* start *

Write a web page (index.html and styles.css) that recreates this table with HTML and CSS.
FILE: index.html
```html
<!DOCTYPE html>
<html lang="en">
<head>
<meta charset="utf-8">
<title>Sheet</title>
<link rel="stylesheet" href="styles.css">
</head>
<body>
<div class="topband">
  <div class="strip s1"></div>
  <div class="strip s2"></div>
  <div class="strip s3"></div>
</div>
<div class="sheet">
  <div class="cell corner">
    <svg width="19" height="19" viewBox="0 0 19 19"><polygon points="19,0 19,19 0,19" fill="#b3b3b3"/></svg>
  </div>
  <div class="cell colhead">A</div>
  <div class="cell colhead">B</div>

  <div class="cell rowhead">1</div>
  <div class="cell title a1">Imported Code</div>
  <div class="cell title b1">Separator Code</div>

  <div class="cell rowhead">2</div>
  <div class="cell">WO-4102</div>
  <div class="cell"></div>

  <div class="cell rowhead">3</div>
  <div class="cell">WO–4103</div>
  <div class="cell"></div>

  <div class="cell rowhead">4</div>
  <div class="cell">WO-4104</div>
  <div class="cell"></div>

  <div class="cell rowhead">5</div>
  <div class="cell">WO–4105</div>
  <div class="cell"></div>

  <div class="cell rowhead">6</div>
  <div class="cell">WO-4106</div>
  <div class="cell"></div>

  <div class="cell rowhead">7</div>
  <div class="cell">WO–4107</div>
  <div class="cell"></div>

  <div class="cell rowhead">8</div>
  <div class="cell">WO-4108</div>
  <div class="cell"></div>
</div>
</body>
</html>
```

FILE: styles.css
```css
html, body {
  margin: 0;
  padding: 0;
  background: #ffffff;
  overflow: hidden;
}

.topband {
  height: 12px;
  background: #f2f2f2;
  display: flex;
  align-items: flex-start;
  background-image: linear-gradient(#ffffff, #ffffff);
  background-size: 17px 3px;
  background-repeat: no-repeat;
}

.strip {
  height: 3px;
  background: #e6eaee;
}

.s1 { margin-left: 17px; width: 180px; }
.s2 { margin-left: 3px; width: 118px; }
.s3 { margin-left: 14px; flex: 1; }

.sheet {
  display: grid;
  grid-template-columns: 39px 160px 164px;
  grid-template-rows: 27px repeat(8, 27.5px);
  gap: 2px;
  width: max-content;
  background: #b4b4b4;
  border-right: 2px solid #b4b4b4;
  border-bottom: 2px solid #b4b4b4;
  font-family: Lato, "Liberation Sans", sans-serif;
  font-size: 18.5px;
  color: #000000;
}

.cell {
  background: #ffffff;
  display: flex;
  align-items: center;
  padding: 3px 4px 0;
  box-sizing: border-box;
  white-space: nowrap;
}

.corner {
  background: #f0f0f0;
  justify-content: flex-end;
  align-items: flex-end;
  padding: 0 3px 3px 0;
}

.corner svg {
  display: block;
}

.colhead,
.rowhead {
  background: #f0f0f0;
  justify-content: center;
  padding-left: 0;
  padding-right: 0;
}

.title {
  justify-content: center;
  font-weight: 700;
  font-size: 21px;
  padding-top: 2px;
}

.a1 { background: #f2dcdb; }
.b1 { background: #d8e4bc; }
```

* end *

▶ Task objective: Repeat every line of the material exactly as given.

▶ Exercise output:
Write a web page (index.html and styles.css) that recreates this table with HTML and CSS.
FILE: index.html
```html
<!DOCTYPE html>
<html lang="en">
<head>
<meta charset="utf-8">
<title>Sheet</title>
<link rel="stylesheet" href="styles.css">
</head>
<body>
<div class="topband">
  <div class="strip s1"></div>
  <div class="strip s2"></div>
  <div class="strip s3"></div>
</div>
<div class="sheet">
  <div class="cell corner">
    <svg width="19" height="19" viewBox="0 0 19 19"><polygon points="19,0 19,19 0,19" fill="#b3b3b3"/></svg>
  </div>
  <div class="cell colhead">A</div>
  <div class="cell colhead">B</div>

  <div class="cell rowhead">1</div>
  <div class="cell title a1">Imported Code</div>
  <div class="cell title b1">Separator Code</div>

  <div class="cell rowhead">2</div>
  <div class="cell">WO-4102</div>
  <div class="cell"></div>

  <div class="cell rowhead">3</div>
  <div class="cell">WO–4103</div>
  <div class="cell"></div>

  <div class="cell rowhead">4</div>
  <div class="cell">WO-4104</div>
  <div class="cell"></div>

  <div class="cell rowhead">5</div>
  <div class="cell">WO–4105</div>
  <div class="cell"></div>

  <div class="cell rowhead">6</div>
  <div class="cell">WO-4106</div>
  <div class="cell"></div>

  <div class="cell rowhead">7</div>
  <div class="cell">WO–4107</div>
  <div class="cell"></div>

  <div class="cell rowhead">8</div>
  <div class="cell">WO-4108</div>
  <div class="cell"></div>
</div>
</body>
</html>
```

FILE: styles.css
```css
html, body {
  margin: 0;
  padding: 0;
  background: #ffffff;
  overflow: hidden;
}

.topband {
  height: 12px;
  background: #f2f2f2;
  display: flex;
  align-items: flex-start;
  background-image: linear-gradient(#ffffff, #ffffff);
  background-size: 17px 3px;
  background-repeat: no-repeat;
}

.strip {
  height: 3px;
  background: #e6eaee;
}

.s1 { margin-left: 17px; width: 180px; }
.s2 { margin-left: 3px; width: 118px; }
.s3 { margin-left: 14px; flex: 1; }

.sheet {
  display: grid;
  grid-template-columns: 39px 160px 164px;
  grid-template-rows: 27px repeat(8, 27.5px);
  gap: 2px;
  width: max-content;
  background: #b4b4b4;
  border-right: 2px solid #b4b4b4;
  border-bottom: 2px solid #b4b4b4;
  font-family: Lato, "Liberation Sans", sans-serif;
  font-size: 18.5px;
  color: #000000;
}

.cell {
  background: #ffffff;
  display: flex;
  align-items: center;
  padding: 3px 4px 0;
  box-sizing: border-box;
  white-space: nowrap;
}

.corner {
  background: #f0f0f0;
  justify-content: flex-end;
  align-items: flex-end;
  padding: 0 3px 3px 0;
}

.corner svg {
  display: block;
}

.colhead,
.rowhead {
  background: #f0f0f0;
  justify-content: center;
  padding-left: 0;
  padding-right: 0;
}

.title {
  justify-content: center;
  font-weight: 700;
  font-size: 21px;
  padding-top: 2px;
}

.a1 { background: #f2dcdb; }
.b1 { background: #d8e4bc; }
```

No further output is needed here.